Member churches carry out theological education, pastoral ministry, healthcare (including HIV/AIDS care), counselling and community work. CWM offers training programmes, missiological research and scholarship to its members.

The ‘Partners in Mission’ (PIM) programme works to share mission personnel between member churches.
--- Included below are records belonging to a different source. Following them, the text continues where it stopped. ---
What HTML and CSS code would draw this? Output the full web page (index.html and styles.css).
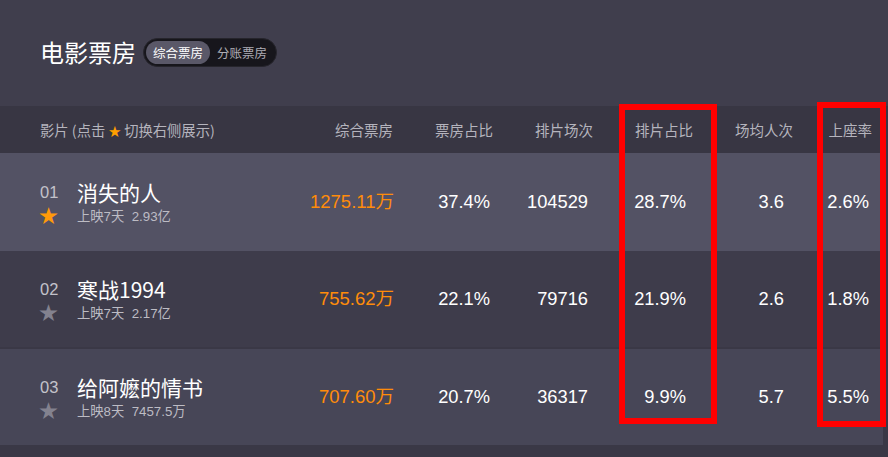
FILE: index.html
```html
<!DOCTYPE html>
<html lang="zh">
<head>
<meta charset="utf-8">
<link rel="stylesheet" href="styles.css">
</head>
<body>
<div class="page">
  <div class="top">
    <h1 class="title">电影票房</h1>
    <div class="toggle">
      <span class="tab active">综合票房</span>
      <span class="tab">分账票房</span>
    </div>
  </div>
  <div class="table">
    <div class="row head">
      <div class="c film">影片 (点击 <span class="hstar">★</span> 切换右侧展示)</div>
      <div class="c n1">综合票房</div>
      <div class="c n2">票房占比</div>
      <div class="c n3">排片场次</div>
      <div class="c n4">排片占比</div>
      <div class="c n5">场均人次</div>
      <div class="c n6">上座率</div>
    </div>
    <div class="row body r1">
      <div class="c film">
        <div class="info">
          <span class="rank">01</span><span class="name">消失的人</span>
          <span class="star on">★</span><span class="sub">上映7天&nbsp; 2.93亿</span>
        </div>
      </div>
      <div class="c n1 box">1275.11万</div>
      <div class="c n2">37.4%</div>
      <div class="c n3">104529</div>
      <div class="c n4">28.7%</div>
      <div class="c n5">3.6</div>
      <div class="c n6">2.6%</div>
    </div>
    <div class="row body r2">
      <div class="c film">
        <div class="info">
          <span class="rank">02</span><span class="name">寒战1994</span>
          <span class="star">★</span><span class="sub">上映7天&nbsp; 2.17亿</span>
        </div>
      </div>
      <div class="c n1 box">755.62万</div>
      <div class="c n2">22.1%</div>
      <div class="c n3">79716</div>
      <div class="c n4">21.9%</div>
      <div class="c n5">2.6</div>
      <div class="c n6">1.8%</div>
    </div>
    <div class="row body r3">
      <div class="c film">
        <div class="info">
          <span class="rank">03</span><span class="name">给阿嬷的情书</span>
          <span class="star">★</span><span class="sub">上映8天&nbsp; 7457.5万</span>
        </div>
      </div>
      <div class="c n1 box">707.60万</div>
      <div class="c n2">20.7%</div>
      <div class="c n3">36317</div>
      <div class="c n4">9.9%</div>
      <div class="c n5">5.7</div>
      <div class="c n6">5.5%</div>
    </div>
  </div>
  <div class="mark mark1"></div>
  <div class="mark mark2"></div>
</div>
</body>
</html>
```
FILE: styles.css
```css
* { box-sizing: border-box; margin: 0; padding: 0; }
html, body { width: 888px; height: 457px; overflow: hidden; }
body {
  background: #3a3846;
  font-family: "Liberation Sans", "Noto Sans CJK SC", sans-serif;
  color: #fff;
}
.page { position: relative; width: 888px; height: 457px; }
.top {
  height: 106px;
  background: #403e4d;
  display: flex;
  align-items: center;
  padding: 0 0 2px 40px;
  gap: 7px;
}
.title {
  font-family: "Noto Sans CJK SC", sans-serif;
  font-weight: 400;
  font-size: 24px;
  line-height: 30px;
  color: #fff;
}
.toggle {
  display: flex;
  align-items: center;
  height: 29px;
  padding: 0 2px;
  border-radius: 15px;
  background: #17161c;
  border: 1px solid #26252c;
}
.tab {
  font-family: "Noto Sans CJK SC", sans-serif;
  font-size: 12.5px;
  line-height: 23px;
  height: 23px;
  padding: 0 7px 0 6px;
  border-radius: 12px;
  color: #aeadb5;
}
.tab.active { background: #5a5868; color: #fff; padding: 0 7px; margin-right: 1px; }
.table { width: 883px; }
.row {
  display: grid;
  grid-template-columns: 293px 100px 100px 100px 100px 100px 90px;
  align-items: center;
}
.head {
  height: 47px;
  background: #383643;
  font-family: "Noto Sans CJK SC", sans-serif;
  font-size: 14.5px;
  color: #b5b4bd;
}
.head .c { text-align: right; padding-bottom: 1px; }
.head .film { text-align: left; padding-left: 40px; font-size: 14.3px; }
.head .n6 { padding-right: 11px; }
.hstar { color: #ff9f00; font-size: 12.5px; }
.body { height: 98px; font-size: 18.3px; }
.r1 { background: #535264; }
.r2 { background: #3e3c4b; height: 96px; }
.r3 { background: #474657; height: 96px; margin-top: 2px; }
.body .c { text-align: right; color: #fff; }
.body .n1 { color: #ff8c0a; margin-right: -1px; margin-top: -4px; font-size: 18.5px; }
.body .n2 { padding-right: 3px; }
.body .n3 { padding-right: 5px; }
.body .n4 { padding-right: 7px; }
.body .n5 { padding-right: 9px; }
.body .n6 { padding-right: 14px; }
.body .film { padding-left: 40px; }
.info {
  display: grid;
  grid-template-columns: 37px auto;
  align-items: center;
  text-align: left;
  margin-top: 3px;
}
.rank { font-size: 16.5px; line-height: 24px; color: #c3c2ca; }
.name { font-family: "Noto Sans CJK SC", sans-serif; font-size: 21px; line-height: 24px; color: #fff; }
.star { font-size: 19px; line-height: 20px; color: #83828f; margin-left: -1px; margin-top: 3px; }
.star.on { color: #ff9a0a; }
.sub { font-size: 13.3px; line-height: 20px; color: #bdbcc4; margin-top: 3px; }
.mark { position: absolute; border: 6px solid #ff0000; }
.mark1 { left: 619px; top: 104px; width: 98px; height: 320px; }
.mark2 { left: 817px; top: 102px; width: 69px; height: 325px; }
```
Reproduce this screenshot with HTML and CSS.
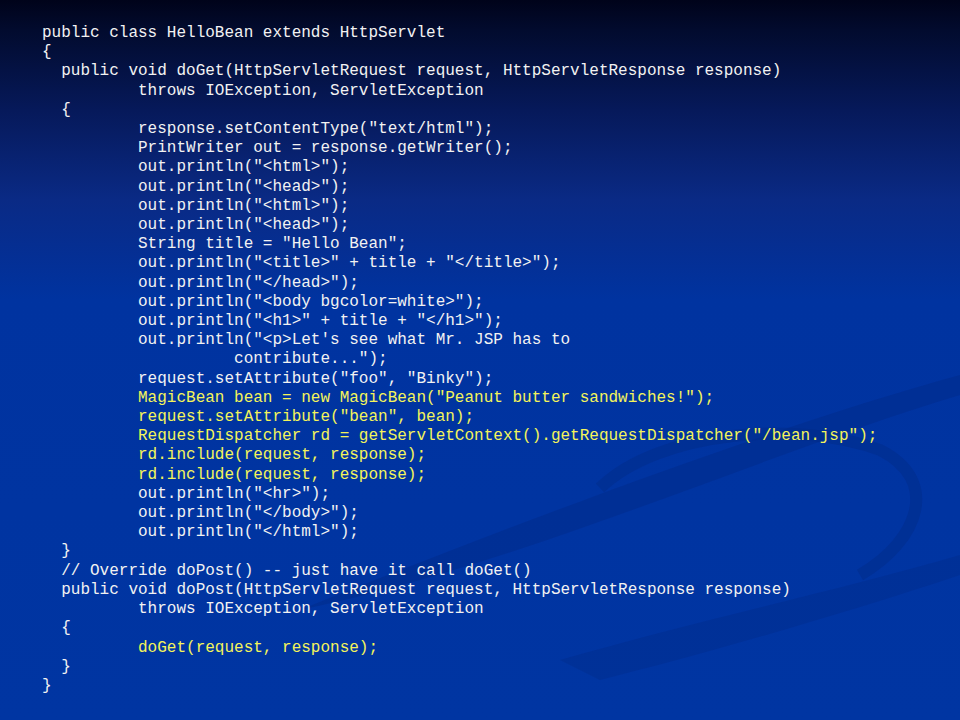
FILE: index.html
```html
<html>
<head>
	<title>HelloBean</title>
	<meta http-equiv="content-type" content="text/html;charset=utf-8">
	<link rel="stylesheet" href="styles.css">
</head>
<body>
	<div class="slide">
		<!-- 背景弧线 -->
		<svg class="swoosh" width="960" height="720" viewBox="0 0 960 720">
			<path d="M300 610 C 500 530, 760 430, 960 375 L 960 395 C 760 455, 520 565, 300 610 Z" fill="#002a88" opacity="0.45"/>
			<path d="M600 488 C 660 430, 800 420, 880 450 C 940 480, 920 540, 860 575" fill="none" stroke="#002b8a" stroke-width="12" opacity="0.5"/>
			<path d="M560 660 C 700 620, 840 590, 960 555 L 960 575 C 840 615, 700 655, 600 680 Z" fill="#002d8c" opacity="0.45"/>
		</svg>
		<pre class="code">public class HelloBean extends HttpServlet
{
  public void doGet(HttpServletRequest request, HttpServletResponse response)
          throws IOException, ServletException
  {
          response.setContentType("text/html");
          PrintWriter out = response.getWriter();
          out.println("&lt;html&gt;");
          out.println("&lt;head&gt;");
          out.println("&lt;html&gt;");
          out.println("&lt;head&gt;");
          String title = "Hello Bean";
          out.println("&lt;title&gt;" + title + "&lt;/title&gt;");
          out.println("&lt;/head&gt;");
          out.println("&lt;body bgcolor=white&gt;");
          out.println("&lt;h1&gt;" + title + "&lt;/h1&gt;");
          out.println("&lt;p&gt;Let's see what Mr. JSP has to
                    contribute...");
          request.setAttribute("foo", "Binky");
<span class="hl">          MagicBean bean = new MagicBean("Peanut butter sandwiches!");
          request.setAttribute("bean", bean);
          RequestDispatcher rd = getServletContext().getRequestDispatcher("/bean.jsp");
          rd.include(request, response);
          rd.include(request, response);</span>
          out.println("&lt;hr&gt;");
          out.println("&lt;/body&gt;");
          out.println("&lt;/html&gt;");
  }
  // Override doPost() -- just have it call doGet()
  public void doPost(HttpServletRequest request, HttpServletResponse response)
          throws IOException, ServletException
  {
<span class="hl">          doGet(request, response);</span>
  }
}</pre>
	</div>
</body>
</html>
```

FILE: styles.css
```css
body {
	margin: 0;
	background: #0033a0;
}
.slide {
	width: 960px;
	height: 720px;
	position: relative;
	overflow: hidden;
	background: linear-gradient(to bottom, #00031a 0px, #020b2e 30px, #06195a 110px, #0a2a85 200px, #0033a0 300px, #0035a2 720px);
}
.swoosh {
	position: absolute;
	left: 0;
	top: 0;
}
.code {
	position: relative;
	margin: 0;
	padding: 24px 0 0 42px;
	font-family: "Liberation Mono", "Courier New", monospace;
	font-size: 16px;
	line-height: 19.2px;
	color: #f2f2f2;
}
.hl {
	color: #f4f45a;
}
```
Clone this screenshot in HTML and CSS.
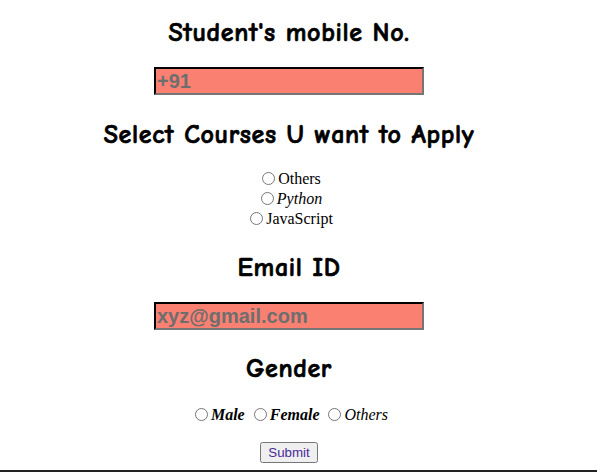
FILE: index.html
```html
<!DOCTYPE html>
<html lang="en">
<head>
    <meta charset="UTF-8">
    <meta name="viewport" content="width=device-width, initial-scale=1.0">
    <title>Course Application</title>
    <link rel="stylesheet" href="styles.css">
</head>
<body>

    <form class="apply-form">
        <h2>Student's mobile No.</h2>
        <input type="tel" class="field" placeholder="+91">

        <h2>Select Courses U want to Apply</h2>
        <div class="course-list">
            <div><input type="radio" name="course" id="others"><label for="others">Others</label></div>
            <div><input type="radio" name="course" id="python"><label for="python"><i>Python</i></label></div>
            <div><input type="radio" name="course" id="js"><label for="js">JavaScript</label></div>
        </div>

        <h2 class="tight">Email ID</h2>
        <input type="email" class="field" placeholder="xyz@gmail.com">

        <h2 class="tight">Gender</h2>
        <div class="gender-row">
            <input type="radio" name="gender" id="male"><label for="male"><b><i>Male</i></b></label>
            <input type="radio" name="gender" id="female"><label for="female"><b><i>Female</i></b></label>
            <input type="radio" name="gender" id="other"><label for="other"><i>Others</i></label>
        </div>

        <button type="submit" class="submit-btn">Submit</button>
    </form>

    <div class="footer-line"></div>

</body>
</html>
```

FILE: styles.css
```css
body {
    margin: 0;
    font-family: "Liberation Serif", "Times New Roman", serif;
    font-size: 16px;
    color: black;
    background: white;
}
.apply-form {
    width: 562px;
    margin: 0 0 0 8px;
    padding-top: 19px;
    text-align: center;
}
h2 {
    font-family: "Comic Sans MS", "Comic Neue", "Open Sans", sans-serif;
    font-weight: bold;
    font-size: 26px;
    letter-spacing: 0.65px;
    -webkit-text-stroke: 0.7px black;
    line-height: 28px;
    margin: 26px 0 20px;
}
h2.tight {
    margin-top: 25px;
}
.apply-form h2:first-child {
    margin-top: 0;
}
.field {
    display: block;
    box-sizing: border-box;
    width: 270px;
    height: 28px;
    margin: 0 auto;
    padding: 1px;
    border: 2px inset #767676;
    border-top-color: #333;
    border-left-color: #333;
    background: salmon;
    font-family: "Liberation Sans", Arial, sans-serif;
    font-size: 20px;
    font-weight: bold;
}
.field::placeholder {
    color: #6e6e6e;
}
.course-list div {
    height: 20px;
    line-height: 20px;
}
.gender-row {
    height: 20px;
    line-height: 20px;
    margin-top: 22px;
}
input[type="radio"] {
    margin: 3px 3px 0 5px;
    width: 13px;
    height: 13px;
    vertical-align: -1px;
}
.submit-btn {
    margin-top: 17px;
    font-family: "Liberation Sans", Arial, sans-serif;
    font-size: 13.33px;
    color: #4b2a9a;
}
.footer-line {
    height: 2px;
    margin-top: 7px;
    background: #222;
}
```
The 'Face to Face' program offers theology students overseas placements of up to two months.
In 2008, CWM launched a partnership with St George's College to operate a temporary 'Face to Face' program in Israel. Partner countries for this programme include the US, Fiji, India and Zambia.

==Archives==
The Archive of the Council for World Mission is held at the School of Oriental and African Studies, London. They also hold the archives for LMS, CMS and EPBM.